My practical shortlist for different households
When I strip away the marketing and think about real use, I end up with a very simple shortlist.
- For a busy family kitchen, I would start with oak. It hides wear well, feels familiar, and tolerates daily life better than most people expect.
- For a lighter, cleaner interior, beech is a strong choice. It gives you hardness without a heavy visual footprint.
- For a design-first room, walnut wins on colour and atmosphere. Just accept that it is more about elegance than brute toughness.
- For a table that needs a local, responsible story, I would look at certified British oak, beech, or ash.

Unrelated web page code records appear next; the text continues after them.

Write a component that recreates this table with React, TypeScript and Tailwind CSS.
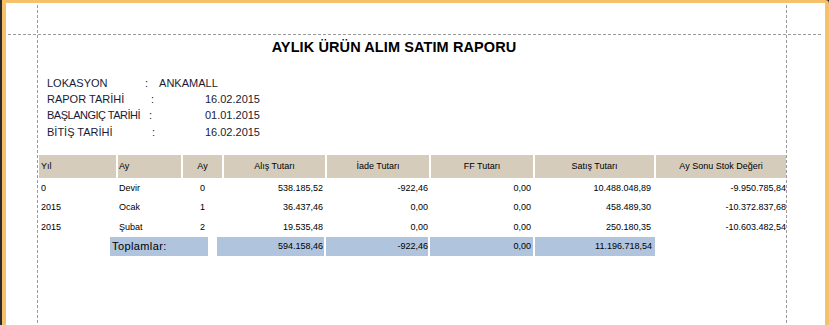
import React from "react";

const widths = ["w-[77px]", "w-[63px]", "w-[39px]", "w-[101px]", "w-[102px]", "w-[102px]", "w-[119px]", "w-[130px]"];

const headers: { t: string; a: string }[] = [
  { t: "Yıl", a: "justify-start pl-[2px]" },
  { t: "Ay", a: "justify-start pl-[1px]" },
  { t: "Ay", a: "justify-center" },
  { t: "Alış Tutarı", a: "justify-center" },
  { t: "İade Tutarı", a: "justify-center" },
  { t: "FF Tutarı", a: "justify-center" },
  { t: "Satış Tutarı", a: "justify-center" },
  { t: "Ay Sonu Stok Değeri", a: "justify-center" },
];

const cellAlign = [
  "justify-start pl-[2px]",
  "justify-start pl-[1px]",
  "justify-center",
  "justify-end pr-[2px]",
  "justify-end pr-[1px]",
  "justify-end pr-[2px]",
  "justify-end pr-[3px]",
  "justify-end pr-0",
];

const rows: { h: string; v: string[] }[] = [
  { h: "h-[19px]", v: ["0", "Devir", "0", "538.185,52", "-922,46", "0,00", "10.488.048,89", "-9.950.785,84"] },
  { h: "h-[19px]", v: ["2015", "Ocak", "1", "36.437,46", "0,00", "0,00", "458.489,30", "-10.372.837,68"] },
  { h: "h-[20px]", v: ["2015", "Şubat", "2", "19.535,48", "0,00", "0,00", "250.180,35", "-10.603.482,54"] },
];

const dashH = "bg-[repeating-linear-gradient(to_right,#9a9a9a_0px,#9a9a9a_3px,transparent_3px,transparent_5px)]";
const dashV = "bg-[repeating-linear-gradient(to_bottom,#9a9a9a_0px,#9a9a9a_3px,transparent_3px,transparent_5px)]";

export default function App() {
  return (
    <div className="w-[829px] h-[325px] overflow-hidden bg-[#2b2b2b] pl-[2px] font-['Liberation_Sans',Arial,sans-serif] text-black">
      <div className="relative h-[340px] bg-white border-t-[3px] border-l-[4px] border-r-[4px] border-[#f5c26b] rounded-tr-[4px] pl-[33px] pt-[36px]">
        {/* title */}
        <div className="w-[710px] h-[16px] flex justify-center text-[14.5px] font-bold leading-[16px] tracking-[0.1px]">
          AYLIK ÜRÜN ALIM SATIM RAPORU
        </div>

        {/* info block */}
        <div className="mt-[20px] ml-[8px] w-[213px] flex flex-col text-[11px] leading-[16px] text-[#1a1a33]">
          <div className="flex h-[16px]">
            <span className="w-[98px]">LOKASYON</span>
            <span>:</span>
            <span className="ml-[11px]">ANKAMALL</span>
          </div>
          <div className="flex h-[16px]">
            <span className="w-[104px]">RAPOR TARİHİ</span>
            <span>:</span>
            <span className="ml-auto">16.02.2015</span>
          </div>
          <div className="flex h-[17px]">
            <span className="w-[102px] tracking-[-0.5px]">BAŞLANGIÇ TARİHİ</span>
            <span>:</span>
            <span className="ml-auto">01.01.2015</span>
          </div>
          <div className="flex h-[16px]">
            <span className="w-[105px]">BİTİŞ TARİHİ</span>
            <span>:</span>
            <span className="ml-auto">16.02.2015</span>
          </div>
        </div>

        {/* table */}
        <div className="mt-[15px] flex flex-col text-[9px] leading-[11px]">
          <div className="flex gap-[2px] h-[23px]">
            {headers.map((h, i) => (
              <div key={i} className={`${widths[i]} ${h.a} flex items-center bg-[#d5ccbc] whitespace-nowrap`}>
                {h.t}
              </div>
            ))}
          </div>
          <div className="mt-[1px] flex flex-col">
            {rows.map((r, ri) => (
              <div key={ri} className={`flex gap-[2px] ${r.h}`}>
                {r.v.map((v, i) => (
                  <div key={i} className={`${widths[i]} ${cellAlign[i]} flex items-center whitespace-nowrap`}>
                    {v}
                  </div>
                ))}
              </div>
            ))}
          </div>
          <div className="flex h-[19px]">
            <div className="ml-[71px] w-[98px] flex items-center pl-[2px] bg-[#b0c4de] text-[11px] leading-[13px] tracking-[0.4px]">
              Toplamlar:
            </div>
            <div className="ml-[9px] w-[107px] flex items-center justify-end pr-[1px] bg-[#b0c4de]">594.158,46</div>
            <div className="ml-[2px] w-[102px] flex items-center justify-end pr-[0px] bg-[#b0c4de]">-922,46</div>
            <div className="ml-[2px] w-[103px] flex items-center justify-end pr-[2px] bg-[#b0c4de]">0,00</div>
            <div className="ml-[2px] w-[120px] flex items-center justify-end pr-[3px] bg-[#b0c4de]">11.196.718,54</div>
          </div>
        </div>

        {/* designer guide lines */}
        <div className={`absolute top-[31px] left-[2px] w-[814px] h-px ${dashH}`} />
        <div className={`absolute top-[2px] left-[31px] bottom-0 w-px ${dashV}`} />
        <div className={`absolute top-[2px] left-[780px] bottom-0 w-px ${dashV}`} />
      </div>
    </div>
  );
}
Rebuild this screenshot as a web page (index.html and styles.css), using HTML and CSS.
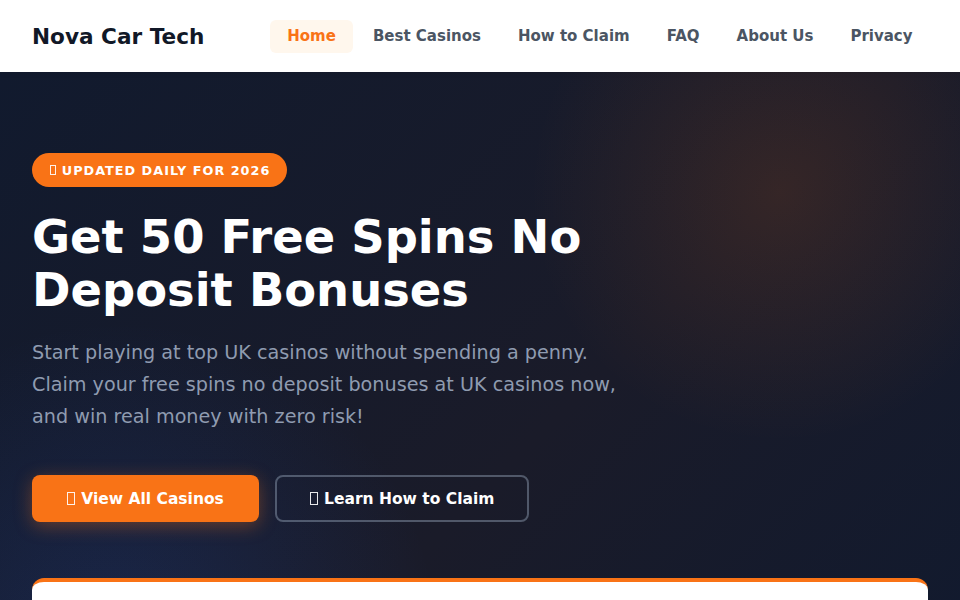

- For the easiest day-to-day upkeep, choose a well-made table with a durable sealed finish rather than chasing the hardest timber alone.
If your table will also serve as a homework desk, laptop station, or prep surface, I would push you back towards oak, beech, or maple rather than softer showpiece woods. The more jobs a table has to do, the more I value durability over novelty.
The choice I would make if the table has to last for years
If I had to buy one kitchen table for an ordinary UK home, I would choose oak first, beech second, and walnut only when style mattered more than toughness. Oak gives the best balance of strength, repairability, and long-term visual character. Beech is excellent if you prefer a cleaner, lighter look, and walnut is the one I would choose when the table needs to feel more like furniture than utility.
The real answer is rarely a single species in isolation. It is the combination of the right wood, a sensible finish, careful joinery, and a source you can trust. Get those four things right, and the table will not just survive the kitchen, it will settle into it and age with it.